経営の健全性・効率性について
①経常収支比率が100%を超え,②累積欠損金もないことから,おおむね健全な経営が行われているといえます。ただし,③流動比率については,類似団体より,約188ポイント低くなっており,支払能力を高める必要があります。また,④企業債残高対給水収益については,類似団体より,約151ポイント上回り約442%となっています。これは,料金収入の4年分を超える借金があり,財務状況が硬直していることを意味します。企業債残高の縮減を図るため,平成26年度から,企業債借入額を企業債償還額の90%とし,財政の健全化に努めています。⑤の料金回収率は100%を下回り,給水に係る費用が給水収益以外の収入で賄われている状況となっております。⑥の給水原価は上昇傾向にあり類似団体より約5ポイント高くなっております。財務状況を改善するため,一層の費用削減に取り組む必要があります。また,⑧の有収率は,上昇傾向にはありますが類似団体に比べ約1ポイント低い数値となっています。
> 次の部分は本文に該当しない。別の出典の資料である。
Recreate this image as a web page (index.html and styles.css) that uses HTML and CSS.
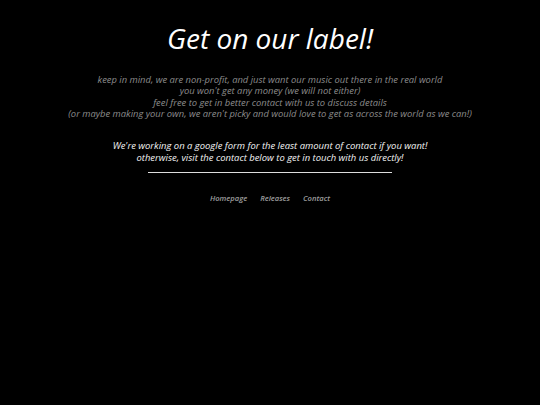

有収率を向上させ,水道施設から給水される水量が収益に結びつくよう,年次計画による漏水調査や,漏水の原因となりやすい鉛製給水管の解消を推進していきます。
老朽化の状況について
①有形固定資産減価償却率及び②管路経年化率は,数値が高いほど資産や管路の老朽化が進んでいることを示す指標であり,類似団体平均値を下回っているものの,年々老朽化が進んでおります。③管路更新率は,管路の更新ペースを示す指標であり,類似団体平均値を下回っております。現在,本市の進める管路更新が,アセットマネジメントで重要度・優先度が高いとされた,中心市街地に布設されている管路や事故影響度の大きい大口径管路を優先して実施しているため,更新率が伸び悩んでいます。今後の施設及び管路の更新は,法定耐用年数を基準とするのではなく,それぞれの老朽度やアセットマネジメントで設定した重要度・優先度を考慮した更新基準に基づき,長寿命化及び事業の平準化を図りながら,財源の確保に努め,計画的に実施していきます。
全体総括
現在は,企業債残高対給水収益比率が類似団体と比べ高い値となっているものの,経常収支比率は100%を超え,累積欠損金もないことからおおむね健全な経営が行われています。しかし,給水量は10年前と比べ8.3%減少しており,今後高まる更新需要においても安定した経営を持続していくために,令和2年度には料金改定を実施しました。一方で計画的な企業債の借入れにより料金改定による市民生活への影響を抑えるとともに,中長期的に企業債残高の低減を図ってまいります。また,アセットマネジメントを活用し実態に即した更新を計画的に実施するとともに,今年度に経営戦略を策定し,より一層の経営基盤強化に努めてまいります。